Chess vs. ‘Cadillac': The Chicago story
The movie "Cadillac Records" tells the story of the artists behind Chicago's famous Chess Records. Notably, Beyonce plays Etta James, Jeffrey Wright brings Muddy Waters to life and Mos Def duckwalks as Chuck Berry.
So why wasn't the movie called "Chess Records"?
"The project wasn't about the Chess brothers, per se," said writer/director Darnell Martin ("I Like It Like That"). "I wasn't really interested in telling the story of the blues, for the first time, coming from the white perspective."
She added, "I wanted to start with the guys who actually made it. I wanted it to be a story about what African-Americans did for popular music."
The Chess brothers will still get their story told, however.
Marshall Chess, the son of Leonard Chess, has executive-produced an indie feature about his father and uncle called "Who Do You Love," which takes its name from the Bo Diddley song. It debuted at the Toronto Film Festival this year but is still awaiting release.
Chess said he has a "love/hate" relationship with both films.
"When it's about your family, you want the history to be real," Chess said.
As a younger man, Chess worked at the label for eight years with his father and uncle. Although his father is played in "Cadillac Records" by Adrien Brody, the movie leaves his uncle Phil out of the story.
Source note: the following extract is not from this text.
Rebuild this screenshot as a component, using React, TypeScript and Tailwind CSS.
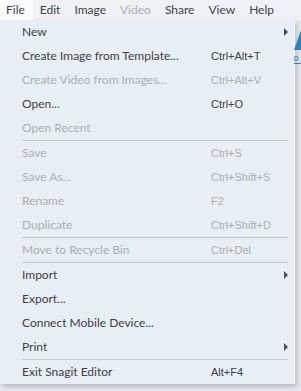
import React from "react";

type Item =
  | { sep: true }
  | { sep?: false; label: string; shortcut?: string; disabled?: boolean; sub?: boolean };

const items: Item[] = [
  { label: "New", sub: true },
  { label: "Create Image from Template...", shortcut: "Ctrl+Alt+T" },
  { label: "Create Video from Images...", shortcut: "Ctrl+Alt+V", disabled: true },
  { label: "Open...", shortcut: "Ctrl+O" },
  { label: "Open Recent", disabled: true },
  { sep: true },
  { label: "Save", shortcut: "Ctrl+S", disabled: true },
  { label: "Save As...", shortcut: "Ctrl+Shift+S", disabled: true },
  { label: "Rename", shortcut: "F2", disabled: true },
  { label: "Duplicate", shortcut: "Ctrl+Shift+D", disabled: true },
  { sep: true },
  { label: "Move to Recycle Bin", shortcut: "Ctrl+Del", disabled: true },
  { sep: true },
  { label: "Import", sub: true },
  { label: "Export..." },
  { label: "Connect Mobile Device..." },
  { label: "Print", sub: true },
  { sep: true },
  { label: "Exit Snagit Editor", shortcut: "Alt+F4" },
];

const menus = ["File", "Edit", "Image", "Video", "Share", "View", "Help"];

function Arrow() {
  return (
    <svg width="4" height="8" viewBox="0 0 4 8" className="block">
      <path d="M0 0 L4 4 L0 8 Z" fill="#4a5058" />
    </svg>
  );
}

export default function App() {
  return (
    <div
      className="relative w-[301px] h-[391px] overflow-hidden bg-[#e4eaf1] text-[#3b4148]"
      style={{ fontFamily: "Lato, 'Liberation Sans', sans-serif" }}
    >
      {/* background app content peeking at right */}
      <svg className="absolute right-0 top-[28px]" width="7" height="40" viewBox="0 0 7 40">
        <path d="M7 2 L0 22 L7 22 Z" fill="#2f7fc4" />
        <text x="-1" y="33" fontSize="10" fill="#2f7fc4" fontFamily="Lato, sans-serif">o</text>
        <rect x="0" y="35" width="7" height="1" fill="#2f7fc4" />
      </svg>

      {/* menu bar */}
      <div className="flex h-[20px] items-center bg-[#eef2f7] text-[12px]">
        {menus.map((m, i) => (
          <div
            key={m}
            className={
              "flex h-full items-center " +
              (i === 0 ? "bg-[#fbfcfd] pl-[6px] pr-[8px] " : "px-[7px] ") +
              (m === "Video" ? "text-[#a9aeb4]" : "text-[#3b4148]")
            }
          >
            {m}
          </div>
        ))}
      </div>

      {/* dropdown panel */}
      <div className="w-[295px] border-r border-[#f7f9fb] bg-[#e8eef5] shadow-[2px_3px_5px_rgba(0,0,0,0.2)]">
        {items.map((it, i) =>
          it.sep ? (
            <div key={i} className="ml-[22px] mr-[6px] h-px bg-[#c3c9d0]" />
          ) : (
            <div
              key={i}
              className={
                "grid h-[24px] grid-cols-[189px_1fr_auto] items-center pl-[22px] pr-[6px] " +
                (it.disabled ? "text-[#a9aeb4]" : "text-[#3b4148]")
              }
            >
              <span className="whitespace-nowrap text-[12px]">{it.label}</span>
              <span
                className="whitespace-nowrap text-[11px]"
                style={{ fontFamily: "'Liberation Sans', Arial, sans-serif" }}
              >
                {it.shortcut ?? ""}
              </span>
              <span className="flex w-[4px] justify-end">{it.sub ? <Arrow /> : null}</span>
            </div>
          )
        )}
      </div>
    </div>
  );
}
"It's insane," Chess said. "It's like doing a film about aviation, with the Wright brothers, but only having one brother. (Phil) was there every day. It was a fully symbiotic, synergistic relationship."
He also takes issue with the onscreen love affair between Leonard and Etta James.
"Now, my father was no angel, but (he) was never caught in an affair," Chess said. "It never happened." He even asked James, a longtime friend, and she told him, "He kissed me on the cheek once."
He has other objections, notably the film's title and the way his father dies.
"That bothers me on a personal level, but that's from the family. Nobody outside the family" cares, Chess said.
Martin said she didn't know about Chess' competing biopic until late into the production of her own film
"('Cadillac Records') wasn't his dad's story. It was the story about these other guys who made the music, so I didn't really feel in competition with it," she said.
Controversy aside, the film has brought more visitors to the historic Chess Records office and studio, at 2120 S. Michigan Ave.
But one person who hasn't made it: "Cadillac Records" writer/director Martin.
"I read about 26 books and talked to some of the old-timers," she said. A trip to Chicago didn't work out, but it wasn't for lack of trying - just time, she said.
"It was primarily because I had so much to do," said Martin. "Strangely enough, I reached out to a lot of people, but people didn't reach back. Nobody wants to talk to you after you've done a spec script."
Martin's movie has generated not only talk, but record sales and a renewed interested in the Chess Records building.
"More people are coming down to the building after the movie," said Alex Dixon, vice president at Willie Dixon Blues Heaven Foundation, which is named for his bluesman grandfather and operates tours at the studio. "We're getting more traffic on our MySpace page."
The movie has helped a new generation discover blues music, Martin said. Etta James' "The Definitive Collection" is back on the Billboard charts, as is the soundtrack for "Cadillac Records," which features Beyonce's cover of James' "At Last" and Wright growling through Muddy Waters' "I Can't Be Satisfied."
Martin consulted with Chess on the label's most famous songs, which he controls.
"(It) is great - that's what I wanted," said Martin of the renewed interest. "I always told people, 'I swear to you, if we do it right, people are going to start buying the music again.' "
Even with his mixed emotions over the film, Chess said, "I love the fact that it's exposing this music. More people know more about it now than ever before."
He adds: "But it's still amazing there are two films about my family."